By Janet O'Neill, iOH Director of Professional Development

Published 5 April 2023

  • Diminished OH workforce

  • Cost of ill health

  • Wellbeing

  • Increased profile

  • Expanded remit and workload

The spring budget demonstrates the Government’s commitment to workers’ health with a focus on Occupational Health (OH) (FOMSOM 2023). For this to become reality, we need skilled OH professionals! But what are the drivers for this unprecedented focus and how do we meet demand? Training and educating clinical professionals in OH will be key and is something the National School of Occupational Health (NSOH) is working strategically to support.

There are just not enough OH professionals:

  • OH, has been a shrinking speciality (DWP 2019) for some years now.
  • OH, not being part of the NHS, is funded by employers as opposed to the government (compared to all other healthcare), therefore falls outside of the usual pathways of training in many cases.
  • OH is not part of the general Doctor, Nurse and AHP (e.g. physiotherapy and Occupational Therapy) undergraduate education and consequently, awareness as a potential career option is small.

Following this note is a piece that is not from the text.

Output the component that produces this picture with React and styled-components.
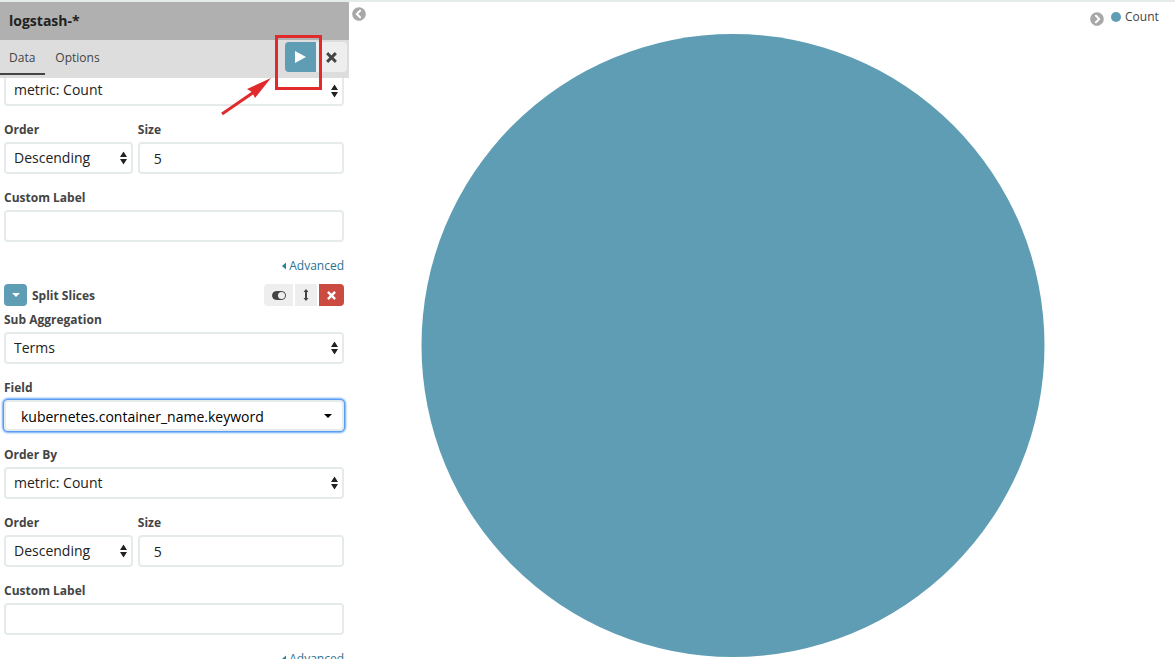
import React, { useId } from "react";
import styled, { createGlobalStyle } from "styled-components";
import { FaChevronCircleLeft, FaChevronCircleRight } from "react-icons/fa";

const GlobalStyle = createGlobalStyle`
  *, *::before, *::after { box-sizing: border-box; }
  body {
    margin: 0;
    background: #fff;
    color: #444;
    font: 12px/18px "Open Sans", "Noto Sans", sans-serif;
  }
  button, input, select { font-family: inherit; }
`;

const Page = styled.div`
  display: flex;
  height: 100vh;
  overflow: hidden;
  border-top: 2px solid #e5ebea;
`;

const Sidebar = styled.aside`
  position: relative;
  flex: none;
  width: 349px;
  display: flex;
  flex-direction: column;
`;

const IndexTitle = styled.h1`
  flex: none;
  margin: 0;
  padding: 0 9px;
  background: #b0b0b0;
  color: #222;
  font-size: 14px;
  line-height: 38px;
  font-weight: 700;
`;

const TabBar = styled.nav`
  flex: none;
  display: flex;
  height: 38px;
  background: #ddd;
`;

const Tab = styled.button`
  height: 35px;
  padding: 2px 10px 0;
  border: 0;
  border-bottom: 2px solid ${(p) => (p.$active ? "#444" : "transparent")};
  background: none;
  color: #444;
  font-size: 12px;

  &:first-child { padding-left: 9px; }
`;

const ApplyGroup = styled.div`
  display: flex;
  margin: 2px 2px 0 auto;
  height: 30px;
  border-radius: 4px;
  overflow: hidden;
`;

const ApplyButton = styled.button`
  display: flex;
  align-items: center;
  justify-content: center;
  width: 31px;
  padding: 0;
  border: 0;
  background: ${(p) => (p.$primary ? "#5f9db4" : "#eee")};
  color: ${(p) => (p.$primary ? "#fff" : "#444")};
`;

const EditorScroll = styled.div`
  flex: 1;
  min-height: 0;
  overflow: hidden;
  padding: 0 5px 0 4px;
`;

const EditorForm = styled.form`
  display: flex;
  flex-direction: column;
  gap: 15px;
  margin-top: ${(p) => (p.$scrolled ? "-3px" : "5px")};
`;

const Group = styled.div`
  display: flex;
  flex-direction: column;
  gap: 3px;
`;

const GroupRow = styled.div`
  display: grid;
  grid-template-columns: 5fr 8fr;
  gap: 5px;
`;

const Label = styled.label`
  font-size: 12px;
  line-height: 18px;
  font-weight: 700;
`;

const Control = styled.div`
  position: relative;
  display: flex;
`;

const Select = styled.select`
  appearance: none;
  width: 100%;
  height: ${(p) => (p.$short ? "31px" : "32px")};
  padding: 0 20px 2px 8px;
  border: 2px solid #e5ebea;
  border-radius: 4px;
  outline: none;
  background: #fff;
  color: #222;
  font-size: 14px;
`;

const ComboSelect = styled(Select)`
  padding: 2px 28px 0 15px;
  color: #000;
  box-shadow: 0 0 0 1px #5b9df5, 0 0 2px 2px #6ba8f8;
`;

const Input = styled.input`
  width: 100%;
  height: 32px;
  padding: 0 14px;
  border: 2px solid #e5ebea;
  border-radius: 4px;
  outline: none;
  background: #fff;
  color: #222;
  font-size: 14px;
`;

const ArrowMark = styled.svg`
  position: absolute;
  top: 50%;
  right: ${(p) => (p.$inset ? "12px" : "6px")};
  transform: translateY(-50%);
  pointer-events: none;
`;

const AdvancedLink = styled.a`
  align-self: flex-end;
  display: flex;
  align-items: center;
  gap: 3px;
  color: #2d7290;
  text-decoration: none;
`;

const AggHeader = styled.div`
  display: flex;
  align-items: center;
  gap: 5px;
  height: 22px;
  margin-top: 9px;
`;

const AggToggle = styled.button`
  display: flex;
  align-items: center;
  justify-content: center;
  width: 23px;
  height: 22px;
  padding: 0;
  border: 0;
  border-radius: 4px;
  background: #5f9db4;
`;

const AggTitle = styled.h2`
  margin: 0;
  padding-top: 2px;
  font-size: 12px;
  line-height: 18px;
`;

const AggActions = styled.div`
  display: flex;
  gap: 2px;
  height: 22px;
  margin-left: auto;
  border-radius: 4px;
  overflow: hidden;
`;

const AggAction = styled.button`
  display: flex;
  align-items: center;
  justify-content: center;
  width: ${(p) => p.$width};
  padding: 0;
  border: 0;
  background: ${(p) => (p.$danger ? "#cc4b40" : "#eee")};
  color: ${(p) => (p.$danger ? "#fff" : "#444")};
`;

const Highlight = styled.div`
  position: absolute;
  top: 33px;
  left: 275px;
  width: 47px;
  height: 55px;
  border: 3px solid #e12a2c;
  pointer-events: none;
`;

const Pointer = styled.svg`
  position: absolute;
  top: 74px;
  left: 220px;
  pointer-events: none;
`;

const PanelToggle = styled.button`
  display: flex;
  align-self: flex-start;
  padding: 0;
  border: 0;
  background: none;
  color: #a8a8a8;
  font-size: 14px;
`;

const CollapseColumn = styled.div`
  flex: none;
  width: 17px;
  padding: 5px 0 0 3px;
`;

const Chart = styled.main`
  flex: 1;
  min-width: 0;
  display: flex;
  padding: 32px 0 2px;
`;

const Pie = styled.svg`
  flex: 1;
  min-width: 0;
  height: 100%;
`;

const Legend = styled.aside`
  flex: none;
  width: 75px;
  display: flex;
  align-items: flex-start;
  gap: 7px;
  padding-top: 6px;
`;

const LegendToggle = styled(PanelToggle)`
  margin: 4px 0 0 -10px;
`;

const LegendItem = styled.div`
  display: flex;
  align-items: center;
  gap: 4px;
`;

const Dot = styled.span`
  width: 10px;
  height: 10px;
  border-radius: 50%;
  background: #5f9db4;
`;

function CrossIcon({ size }) {
  return (
    <svg width={size} height={size} viewBox="0 0 10 10" aria-hidden="true">
      <path d="M2 2L8 8M8 2L2 8" stroke="currentColor" strokeWidth="2.7" strokeLinecap="square" />
    </svg>
  );
}

function SelectField({ label, value, combo, hideLabel }) {
  const id = useId();
  const Field = combo ? ComboSelect : Select;
  return (
    <Group>
      {!hideLabel && <Label htmlFor={id}>{label}</Label>}
      <Control>
        <Field
          id={id}
          $short={combo || hideLabel}
          defaultValue={value}
          aria-label={hideLabel ? label : undefined}
        >
          <option>{value}</option>
        </Field>
        {combo ? (
          <ArrowMark $inset width="8" height="4" viewBox="0 0 8 4" aria-hidden="true">
            <path d="M0 0H8L4 4Z" fill="#000" />
          </ArrowMark>
        ) : (
          <ArrowMark width="7" height="13" viewBox="0 0 7 13" aria-hidden="true">
            <path d="M0 5.5L3.5 0L7 5.5ZM0 7.5H7L3.5 13Z" fill="#222" />
          </ArrowMark>
        )}
      </Control>
    </Group>
  );
}

function TextField({ label, value = "" }) {
  const id = useId();
  return (
    <Group>
      <Label htmlFor={id}>{label}</Label>
      <Input id={id} type="text" defaultValue={value} />
    </Group>
  );
}

function OrderFields({ hideFirstLabel }) {
  return (
    <>
      <SelectField label="Order By" value="metric: Count" hideLabel={hideFirstLabel} />
      <GroupRow>
        <SelectField label="Order" value="Descending" />
        <TextField label="Size" value="5" />
      </GroupRow>
      <TextField label="Custom Label" />
      <AdvancedLink href="#advanced">
        <svg width="4" height="8" viewBox="0 0 4 8" aria-hidden="true">
          <path d="M4 0.5V7.5L0 4Z" fill="#2d7fa0" />
        </svg>
        Advanced
      </AdvancedLink>
    </>
  );
}

export default function App() {
  return (
    <>
      <GlobalStyle />
      <Page>
        <Sidebar>
          <IndexTitle>logstash-*</IndexTitle>
          <TabBar>
            <Tab type="button" $active>Data</Tab>
            <Tab type="button">Options</Tab>
            <ApplyGroup>
              <ApplyButton type="button" $primary aria-label="Apply changes">
                <svg width="11" height="12" viewBox="0 0 11 12" aria-hidden="true">
                  <path d="M0 0L11 6L0 12Z" fill="currentColor" />
                </svg>
              </ApplyButton>
              <ApplyButton type="button" aria-label="Discard changes">
                <CrossIcon size={11} />
              </ApplyButton>
            </ApplyGroup>
          </TabBar>
          <EditorScroll>
            <EditorForm $scrolled>
              <OrderFields hideFirstLabel />
            </EditorForm>
            <AggHeader>
              <AggToggle type="button" aria-label="Collapse Split Slices">
                <svg width="8" height="4" viewBox="0 0 8 4" aria-hidden="true">
                  <path d="M0 0H8L4 4Z" fill="#fff" />
                </svg>
              </AggToggle>
              <AggTitle>Split Slices</AggTitle>
              <AggActions>
                <AggAction type="button" $width="29px" aria-label="Disable aggregation">
                  <svg width="14" height="9" viewBox="0 0 14 9" aria-hidden="true">
                    <rect x="0.5" y="0.5" width="13" height="8" rx="4" fill="#444" stroke="#444" />
                    <circle cx="9.5" cy="4.5" r="3.5" fill="#eee" />
                  </svg>
                </AggAction>
                <AggAction type="button" $width="22px" aria-label="Change priority">
                  <svg width="6" height="12" viewBox="0 0 6 12" aria-hidden="true">
                    <path d="M3 0L5.5 3H4V9H5.5L3 12L0.5 9H2V3H0.5Z" fill="currentColor" />
                  </svg>
                </AggAction>
                <AggAction type="button" $width="25px" $danger aria-label="Remove aggregation">
                  <CrossIcon size={9} />
                </AggAction>
              </AggActions>
            </AggHeader>
            <EditorForm>
              <SelectField label="Sub Aggregation" value="Terms" />
              <SelectField label="Field" value="kubernetes.container_name.keyword" combo />
              <OrderFields />
            </EditorForm>
          </EditorScroll>
          <Highlight />
          <Pointer width="54" height="42" viewBox="0 0 54 42" aria-hidden="true">
            <path d="M2 38L34 16" stroke="#e12a2c" strokeWidth="3" />
            <path d="M51 2L27 13L32 16L35 22Z" fill="#e12a2c" />
          </Pointer>
        </Sidebar>
        <CollapseColumn>
          <PanelToggle type="button" aria-label="Collapse editor">
            <FaChevronCircleLeft />
          </PanelToggle>
        </CollapseColumn>
        <Chart>
          <Pie viewBox="0 0 200 200" role="img" aria-label="Count">
            <circle cx="100" cy="100" r="100" fill="#5f9db4" />
          </Pie>
        </Chart>
        <Legend>
          <LegendToggle type="button" aria-label="Collapse legend">
            <FaChevronCircleRight />
          </LegendToggle>
          <LegendItem>
            <Dot />
            Count
          </LegendItem>
        </Legend>
      </Page>
    </>
  );
}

The rise of sickness absence to 2.2% (ONS 2022), the highest since 2010 and costing Britain over £9 billion/year (SOM 2022), coupled with a skills shortage (Chamber of Commerce 2022) are adding to an economic crisis affecting us all. It is, for this reason, the Spring Budget placed OH expertise at the forefront of a recovery program.

There is a moral duty to reduce health inequalities (Marmot review 2020) and support those who become ill. Covid highlighted the need for a more equitable society, building on support for those with differing abilities to access and remain in work (DWP 2016). Focussing attention on the need for a healthy and safe work environment for all individuals, including those with health conditions. It is well documented that the chance of worklessness after a year of absence is high and that work itself is a health outcome (CWH 2019) which is where trained and skilled OH professionals come in.

Wellbeing (WB) especially mental wellbeing, at work is top of the list within the media. OH became synonymous with wellbeing following the Boorman review of 2009 and especially since the pandemic – with many people calling us OH&WB since the advent of the NHS Growing OH&WH program, with whom the school is working closely, especially on the topic of training and education. Workplace wellbeing is here to stay and OH have the knowledge, skills and competencies to deliver evidence-based programs (SOM 2019), therefore no education and training strategy could be without this.

The OH profile is increasing. We know Covid escalated the need to retain and support employees in very difficult circumstances and OH proved to be crucial, even seen as a frontline clinical function for the NHS. Significant amounts of money were saved by OH, up to £50 million for one private manufacturer, as was reported at a recent conference.

The OH remit is changing and expanding. OH has been especially good at innovation with most OH organisations out there working differently or having developed a new service during the pandemic. The downside being workload increased by more than 50% for OH (NHS).

It is no wonder the government has a vested interest in OH and getting it right. Starting with identifying the right clinicians and supporting their skill development i.e., education and training. It is for this reason, the NSOH has been leading a task-and-finish project with the Work and Health Unit (WHU), focusing first on training and education within OH.